Task instructions:
Exclude images, then output the remaining data verbatim.

Start Supplied material

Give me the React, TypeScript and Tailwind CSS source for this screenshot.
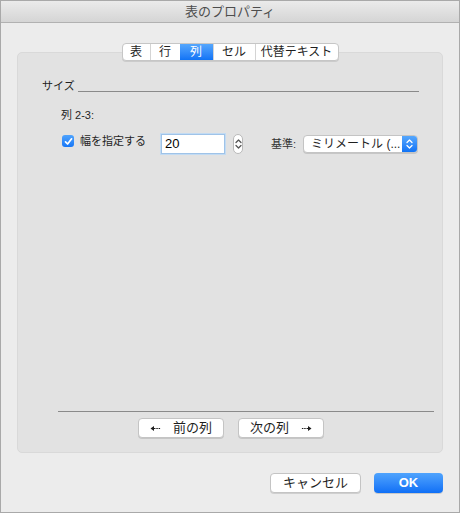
const FONT = { fontFamily: '"Helvetica Neue", "Liberation Sans", "Noto Sans CJK JP", sans-serif' }

const TABS = ['表', '行', '列', 'セル', '代替テキスト']
const TAB_W = ['w-[27px]', 'w-[30px]', 'w-[33px]', 'w-[42px]', 'w-[83px]']

function UpDown({ color }: { color: string }) {
  return (
    <svg width="7" height="12" viewBox="0 0 7 12" fill="none" stroke={color} strokeWidth="1.3" strokeLinecap="round" strokeLinejoin="round">
      <path d="M1 4.5 L3.5 2 L6 4.5" />
      <path d="M1 7.5 L3.5 10 L6 7.5" />
    </svg>
  )
}

function Arrow({ left }: { left?: boolean }) {
  return (
    <svg width="11" height="7" viewBox="0 0 11 7" className={left ? '' : 'rotate-180'}>
      <path d="M0.5 3.5 L4 1 L4 6 Z" fill="#1e1e1e" />
      <path d="M4 3.5 H10.5" stroke="#1e1e1e" strokeWidth="1" strokeDasharray="1.5 0.8" />
    </svg>
  )
}

function Button({ children, className = '' }: { children: React.ReactNode; className?: string }) {
  return (
    <div className={`h-[20px] flex items-center justify-center rounded-[4px] bg-white border border-[#c4c4c4] shadow-[0_1px_0_rgba(0,0,0,0.12)] text-[13px] text-[#1e1e1e] ${className}`}>
      {children}
    </div>
  )
}

export default function App() {
  return (
    <div style={FONT} className="w-[460px] h-[513px] bg-[#ececec] border border-[#a9a9a9] flex flex-col overflow-hidden">
      <div className="h-[22px] shrink-0 bg-gradient-to-b from-[#ebebeb] to-[#d5d5d5] border-b border-[#b1b1b1] flex items-center justify-center text-[13px] text-[#4d4d4d]">
        表のプロパティ
      </div>

      <div className="flex flex-col px-[16px] pt-[20px]">
        <div className="relative z-10 flex justify-center">
          <div className="flex h-[18px] rounded-[4px] bg-white border border-[#c6c6c6] shadow-[0_1px_0_rgba(0,0,0,0.1)] overflow-hidden text-[12px] text-[#1f1f1f]">
            {TABS.map((t, i) => (
              <div
                key={t}
                className={`${TAB_W[i]} flex items-center justify-center ${i > 0 ? 'border-l border-[#d4d4d4]' : ''} ${i === 2 ? 'bg-gradient-to-b from-[#55a7fd] to-[#0f73f6] text-white border-l-0' : ''}`}
              >
                {t}
              </div>
            ))}
          </div>
        </div>

        <div className="-mt-[9px] h-[401px] bg-[#e2e2e2] border border-[#d9d9d9] rounded-[5px] flex flex-col pt-[27px] pl-[24px] pr-[23px] text-[11px] text-[#1f1f1f]">
          <div className="flex items-end gap-[3px]">
            <span className="leading-[12px]">サイズ</span>
            <div className="flex-1 h-px bg-[#8a8a8a]" />
          </div>

          <div className="pl-[19px] mt-[17px] leading-[12px]">列 2-3:</div>

          <div className="flex items-center pl-[20px] mt-[13px] h-[20px]">
            <div className="flex items-center mb-[6px]">
              <div className="w-[12px] h-[12px] rounded-[3px] bg-gradient-to-b from-[#4ea3fd] to-[#1576f6] flex items-center justify-center">
                <svg width="9" height="9" viewBox="0 0 9 9" fill="none" stroke="white" strokeWidth="1.7" strokeLinecap="round" strokeLinejoin="round">
                  <path d="M1.5 4.8 L3.6 7 L7.6 1.8" />
                </svg>
              </div>
              <span className="ml-[6px] w-[81px]">幅を指定する</span>
            </div>
            <div className="w-[64px] h-[20px] bg-white border border-[#9fc3e8] shadow-[0_0_0_1px_#c2dbf3] flex items-center pl-[3px] text-[13px] text-black">
              20
            </div>
            <div className="ml-[8px] w-[10px] h-[20px] rounded-full bg-white border border-[#b9b9b9] flex items-center justify-center">
              <UpDown color="#555" />
            </div>
            <span className="ml-[28px] text-[#333]">基準:</span>
            <div className="ml-[7px] w-[115px] h-[18px] rounded-[4px] bg-white border border-[#c4c4c4] shadow-[0_1px_0_rgba(0,0,0,0.12)] flex overflow-hidden">
              <span className="flex-1 pl-[7px] flex items-center text-[12px] text-[#1f1f1f]">ミリメートル (...</span>
              <div className="w-[15px] bg-gradient-to-b from-[#55a7fd] to-[#0f73f6] flex items-center justify-center">
                <UpDown color="white" />
              </div>
            </div>
          </div>

          <div className="flex-1" />

          <div className="ml-[16px] -mr-[15px] h-px bg-[#8a8a8a]" />
          <div className="flex gap-[14px] mt-[6px] mb-[14px] pl-[96px]">
            <Button className="w-[86px] gap-[12px]">
              <Arrow left />
              <span>前の列</span>
            </Button>
            <Button className="w-[86px] gap-[12px]">
              <span>次の列</span>
              <Arrow />
            </Button>
          </div>
        </div>

        <div className="flex justify-end gap-[13px] mt-[20px] pr-0">
          <Button className="w-[91px]">キャンセル</Button>
          <div className="w-[69px] h-[20px] rounded-[4px] bg-gradient-to-b from-[#4fa3fd] to-[#0d6ff6] flex items-center justify-center text-white text-[13px] font-bold shadow-[0_1px_0_rgba(0,0,0,0.15)]">
            OK
          </div>
        </div>
      </div>
    </div>
  )
}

End Supplied material

Result of this task:
Give me the React, TypeScript and Tailwind CSS source for this screenshot.
const FONT = { fontFamily: '"Helvetica Neue", "Liberation Sans", "Noto Sans CJK JP", sans-serif' }

const TABS = ['表', '行', '列', 'セル', '代替テキスト']
const TAB_W = ['w-[27px]', 'w-[30px]', 'w-[33px]', 'w-[42px]', 'w-[83px]']

function UpDown({ color }: { color: string }) {
  return (
    <svg width="7" height="12" viewBox="0 0 7 12" fill="none" stroke={color} strokeWidth="1.3" strokeLinecap="round" strokeLinejoin="round">
      <path d="M1 4.5 L3.5 2 L6 4.5" />
      <path d="M1 7.5 L3.5 10 L6 7.5" />
    </svg>
  )
}

function Arrow({ left }: { left?: boolean }) {
  return (
    <svg width="11" height="7" viewBox="0 0 11 7" className={left ? '' : 'rotate-180'}>
      <path d="M0.5 3.5 L4 1 L4 6 Z" fill="#1e1e1e" />
      <path d="M4 3.5 H10.5" stroke="#1e1e1e" strokeWidth="1" strokeDasharray="1.5 0.8" />
    </svg>
  )
}

function Button({ children, className = '' }: { children: React.ReactNode; className?: string }) {
  return (
    <div className={`h-[20px] flex items-center justify-center rounded-[4px] bg-white border border-[#c4c4c4] shadow-[0_1px_0_rgba(0,0,0,0.12)] text-[13px] text-[#1e1e1e] ${className}`}>
      {children}
    </div>
  )
}

export default function App() {
  return (
    <div style={FONT} className="w-[460px] h-[513px] bg-[#ececec] border border-[#a9a9a9] flex flex-col overflow-hidden">
      <div className="h-[22px] shrink-0 bg-gradient-to-b from-[#ebebeb] to-[#d5d5d5] border-b border-[#b1b1b1] flex items-center justify-center text-[13px] text-[#4d4d4d]">
        表のプロパティ
      </div>

      <div className="flex flex-col px-[16px] pt-[20px]">
        <div className="relative z-10 flex justify-center">
          <div className="flex h-[18px] rounded-[4px] bg-white border border-[#c6c6c6] shadow-[0_1px_0_rgba(0,0,0,0.1)] overflow-hidden text-[12px] text-[#1f1f1f]">
            {TABS.map((t, i) => (
              <div
                key={t}
                className={`${TAB_W[i]} flex items-center justify-center ${i > 0 ? 'border-l border-[#d4d4d4]' : ''} ${i === 2 ? 'bg-gradient-to-b from-[#55a7fd] to-[#0f73f6] text-white border-l-0' : ''}`}
              >
                {t}
              </div>
            ))}
          </div>
        </div>

        <div className="-mt-[9px] h-[401px] bg-[#e2e2e2] border border-[#d9d9d9] rounded-[5px] flex flex-col pt-[27px] pl-[24px] pr-[23px] text-[11px] text-[#1f1f1f]">
          <div className="flex items-end gap-[3px]">
            <span className="leading-[12px]">サイズ</span>
            <div className="flex-1 h-px bg-[#8a8a8a]" />
          </div>

          <div className="pl-[19px] mt-[17px] leading-[12px]">列 2-3:</div>

          <div className="flex items-center pl-[20px] mt-[13px] h-[20px]">
            <div className="flex items-center mb-[6px]">
              <div className="w-[12px] h-[12px] rounded-[3px] bg-gradient-to-b from-[#4ea3fd] to-[#1576f6] flex items-center justify-center">
                <svg width="9" height="9" viewBox="0 0 9 9" fill="none" stroke="white" strokeWidth="1.7" strokeLinecap="round" strokeLinejoin="round">
                  <path d="M1.5 4.8 L3.6 7 L7.6 1.8" />
                </svg>
              </div>
              <span className="ml-[6px] w-[81px]">幅を指定する</span>
            </div>
            <div className="w-[64px] h-[20px] bg-white border border-[#9fc3e8] shadow-[0_0_0_1px_#c2dbf3] flex items-center pl-[3px] text-[13px] text-black">
              20
            </div>
            <div className="ml-[8px] w-[10px] h-[20px] rounded-full bg-white border border-[#b9b9b9] flex items-center justify-center">
              <UpDown color="#555" />
            </div>
            <span className="ml-[28px] text-[#333]">基準:</span>
            <div className="ml-[7px] w-[115px] h-[18px] rounded-[4px] bg-white border border-[#c4c4c4] shadow-[0_1px_0_rgba(0,0,0,0.12)] flex overflow-hidden">
              <span className="flex-1 pl-[7px] flex items-center text-[12px] text-[#1f1f1f]">ミリメートル (...</span>
              <div className="w-[15px] bg-gradient-to-b from-[#55a7fd] to-[#0f73f6] flex items-center justify-center">
                <UpDown color="white" />
              </div>
            </div>
          </div>

          <div className="flex-1" />

          <div className="ml-[16px] -mr-[15px] h-px bg-[#8a8a8a]" />
          <div className="flex gap-[14px] mt-[6px] mb-[14px] pl-[96px]">
            <Button className="w-[86px] gap-[12px]">
              <Arrow left />
              <span>前の列</span>
            </Button>
            <Button className="w-[86px] gap-[12px]">
              <span>次の列</span>
              <Arrow />
            </Button>
          </div>
        </div>

        <div className="flex justify-end gap-[13px] mt-[20px] pr-0">
          <Button className="w-[91px]">キャンセル</Button>
          <div className="w-[69px] h-[20px] rounded-[4px] bg-gradient-to-b from-[#4fa3fd] to-[#0d6ff6] flex items-center justify-center text-white text-[13px] font-bold shadow-[0_1px_0_rgba(0,0,0,0.15)]">
            OK
          </div>
        </div>
      </div>
    </div>
  )
}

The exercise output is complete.